Apenas para exemplificar uma atribuição dos bombeiros, essa Ford Ranger (equipada com motor Ford Duratorq de 2.2L) e esse Ford Cargo 1723 (com motor Cummins ISB6.7 Euro-5) do Corpo de Bombeiros Militar do Rio Grande do Sul (em fase de emancipação com relação à Brigada Militar, denominação tradicional da Polícia Militar por aqui) estavam sendo utilizados na remoção de árvores caídas após as chuvas de janeiro em Porto Alegre para que eletricistas pudessem reestabelecer a transmissão de energia elétrica para o bairro Bom Fim, um dos mais afetados devido à falta de manutenção da vegetação em decorrência de restrições absurdas impostas pelos ecologistas-melancia da Secretaria Municipal de Meio-Ambiente que estariam proibindo a poda preventiva das árvores.
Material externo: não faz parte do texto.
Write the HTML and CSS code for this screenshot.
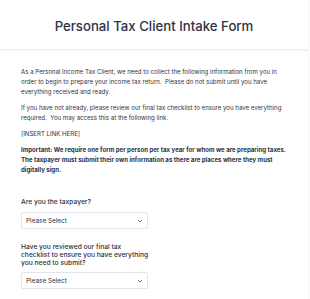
FILE: index.html
```html
<!DOCTYPE html>
<html>
<head>
<meta charset="utf-8">
<link rel="stylesheet" href="styles.css">
</head>
<body>
<div class="form">
  <div class="header">
    <h1 class="title">Personal Tax Client Intake Form</h1>
  </div>
  <div class="content">
    <p class="para">As a Personal Income Tax Client, we need to collect the following information from you in order to begin to prepare your income tax return.&nbsp; Please do not submit until you have everything received and ready.</p>
    <p class="para">If you have not already, please review our final tax checklist to ensure you have everything required.&nbsp; You may access this at the following link.</p>
    <p class="para">[INSERT LINK HERE]</p>
    <p class="para important">Important: We require one form per person per tax year for whom we are preparing taxes.  The taxpayer must submit their own information as there are places where they must digitally sign.</p>

    <div class="field first">
      <div class="label">Are you the taxpayer?</div>
      <div class="select"><span>Please Select</span>
        <svg class="chev" width="6" height="4" viewBox="0 0 6 4"><path d="M1 1 L3 3 L5 1" fill="none" stroke="#57647e" stroke-width="0.8"/></svg>
      </div>
    </div>

    <div class="field">
      <div class="label narrow">Have you reviewed our final tax checklist to ensure you have everything you need to submit?</div>
      <div class="select"><span>Please Select</span>
        <svg class="chev" width="6" height="4" viewBox="0 0 6 4"><path d="M1 1 L3 3 L5 1" fill="none" stroke="#57647e" stroke-width="0.8"/></svg>
      </div>
    </div>
  </div>
</div>
</body>
</html>
```

FILE: styles.css
```css
html, body {
  margin: 0;
  padding: 0;
  background: #ffffff;
}
body {
  font-family: Inter, "Noto Sans", sans-serif;
  color: #2c3345;
}
.form {
  width: 309px;
  height: 299px;
  border-right: 1px solid #f3f3f5;
  box-sizing: border-box;
  overflow: hidden;
}
.header {
  height: 51px;
  border-bottom: 2px solid #f3f3f5;
  display: flex;
  align-items: center;
  justify-content: center;
  box-sizing: border-box;
  padding-top: 2px;
}
.title {
  margin: 0;
  font-size: 13.2px;
  font-weight: 500;
  color: #2c3345;
}
.content {
  padding: 16px 21px 0 21px;
}
.para {
  margin: 0 0 6px 0;
  font-size: 6.1px;
  line-height: 10px;
  color: #2c3345;
}
.important {
  font-weight: 700;
}
.field {
  margin-top: 14px;
}
.field.first {
  margin-top: 23px;
}
.label {
  font-size: 6.7px;
  line-height: 8px;
  font-weight: 500;
  color: #2c3345;
  margin-bottom: 6px;
}
.label.narrow {
  width: 130px;
  margin-bottom: 5px;
}
.select {
  width: 127px;
  height: 17px;
  box-sizing: border-box;
  border: 1px solid #e3e5ea;
  border-radius: 2px;
  display: flex;
  align-items: center;
  justify-content: space-between;
  padding: 0 4px 0 4px;
  font-size: 6.4px;
  color: #2c3345;
}
.chev {
  display: block;
}
```
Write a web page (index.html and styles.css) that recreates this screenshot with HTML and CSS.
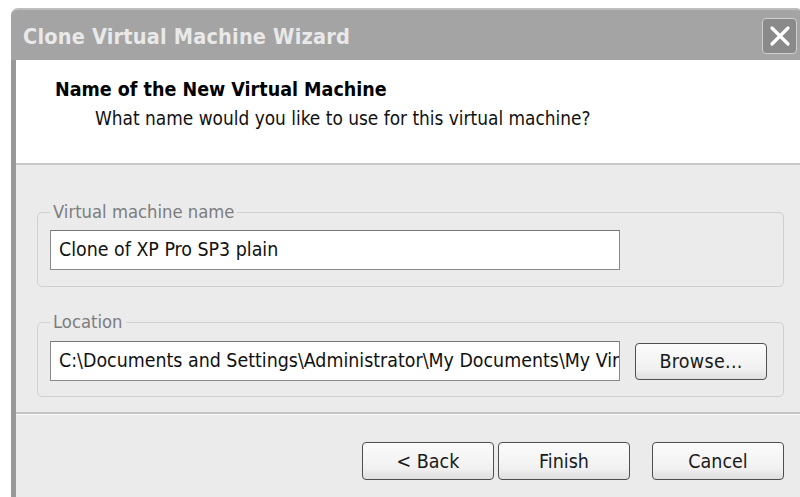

Cabe mencionar, também, que a natureza militar do Corpo de Bombeiros e as características operacionais às quais as viaturas estão expostas favorecem o Diesel não apenas em virtude do desempenho em condições severas de carga e o eventual uso do motor para acionamento de implementos mas também da menor volatilidade do combustível utilizado minimizar o risco de explosões ao chegar muito próximo de um foco de incêndio. De qualquer forma, fica registrada a homenagem.